Depending on the cost of your carry, you will be able to determine this yourself. If the comp carry is Kayle, you will likely level normally to level 8 to finish your comp. If the comp carry is ASol, you might want to greed more to hit level 8 early.
If the comp carry is Shaco, you want to stay at level 7 longer to reroll for 3 star Shaco. If your comp carry is Xin Zhao, you will want to stay at level 6 to reroll for 2 star Xin Zhao.
These leveling strategies have evolved over the course of set 3, and will likely change based on the new player damage changes coming in patch 10.8. When the devs change things like player damage or streak gold, it is imperative that you evolve your leveling strategy accordingly.
3. Optimize your positioning
Positioning in TFT is a unique aspect to comps and in my opinion, one of the least important aspects of any guide. While there may be a general positioning you should follow, positioning has a direct correlation to the enemy comps.
If you are playing against infiltrators, you want to put your carries more to the side. If you are playing against Miss Fortune, you want to position your carry so they won’t be hit by her Bullet Time.
What if enemies have Zephyr? What if enemies have Shroud of Stillness? Or Mana Reaver? Or Blitzcrank? Or Blitzcrank with Zephyr?
Positioning will always be a choice based on the opponents you face. As such, when reading a guide, or looking at a new comp, simply try and see what things are necessary. Here are a few examples:
How to Position Karma
Karma should always tether the main carry of your team to make use of her ability.
If you have to adjust your positioning in game, make sure you also have Karma tethering the right target.
How to Position Rebels
Rebels are less flexible in that they always need to be positioned next to each other to make use of their buff.

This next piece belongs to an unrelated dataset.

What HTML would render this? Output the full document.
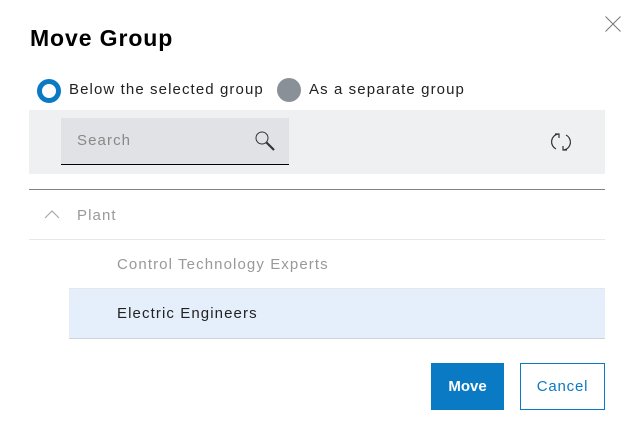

But there may be times when you want to position yourself more forward or on the opposite side.
Either way, make sure you still have your rebels next to each other for their buff.
There are definitely more things to keep in mind, but these are just a few examples to get your mind rolling.
When learning a new comp, take a moment to figure out why a certain unit is positioned in such a way. Or if you lose to an enemy because of their positioning, see how they countered your comp.
By learning these things, positioning will become a part of your game knowledge that will allow you to learn the positioning for any comp.
4. Adjust your team comps according to game state
If you see a new comp, or read a new guide on a comp, you will be tempted to simply buy only the necessary units. While this may work out, you might not hit your units early enough, take too much damage, and bleed out in the late game.
If the guide you read covers everything you need to know, you might not need to know this, but there are a few ways to improve your game knowledge, and adjust to new comps.
Use transition units
Transition units are a great example of adjusting comps. Maybe you are running a comp like Chrono Kayle and have items like Guardian Angel + Hand of Justice.
If you only buy units necessary for your final team comp, you won’t have a good item holder for these items. But, these two items are very good on a unit like Yasuo.
Yasuo also provides blademaster which is used in a comp like Chrono Kayle. Because of this, Yasuo can be a great item holder to use until you are able to find an upgraded Kayle.
Adjust your item choices
We touched on items previously, but items are also an important counterplay mechanic. If you see an enemy that has a lot of healing, you may want to prioritize getting Red Buff or Morellonomicon over your ideal carry items.
If the enemy has a lot of CC or Zephyr, you may want to prioritize getting Quicksilver. Carries will often have ideal items, but make sure to also itemize against what you are playing against.
Understand interchangeable units
In many games, you won’t be able to find the ideal units for your comp, or maybe the comp would even be better if you swapped one or two units. For a comp like Jhin and Friends our guide tells you to simply run Jhin, Ashe, 4 Vanguards, and 2 Mystic.
While this will work great for some games, what if you play against a more magic damage lobby.
If that’s the case, you should replace 2 vanguards with 2 mystic. While this is a very simple case, there are some cases that might not be as easy to deduce.
For a comp like Chrono Kayle, you could run something like this.
But what if you are lacking in damage and don’t need the extra healing from celestial? Would Irelia be better if you had extra items for her? Or what if you are able to hit level 9?
What unit combinations could you add in to make your comp the strongest possible? There are many situations that require different answers.
When learning a new comp, it will be easier to follow the guide word for word and see what happens. While you may get decent results, thinking critically about what you should do to make the comp optimal for every game will allow you to truly master a comp faster.
There will be times where straying from the path will result in bad games, but you learn so much more in the process. Think about it like an investment. If you push the comp and change things, you will learn things that will improve your game knowledge.
Eventually, you will reach a point where you only need to know what units are run in a comp. After that, you will be able to fill in all the blanks yourself.
This will be even more useful on patch days. When many changes happen, new guides can be a bit delayed as they wait for the meta to settle.
In situations like this, your primary source of comps will be the opponents you face or streamers.
The moment you play against a new comp, or see it on stream, try to fill in the blanks yourself. Eventually, you will reach a point where you can master a new comp even before a fully fleshed guide comes out for it.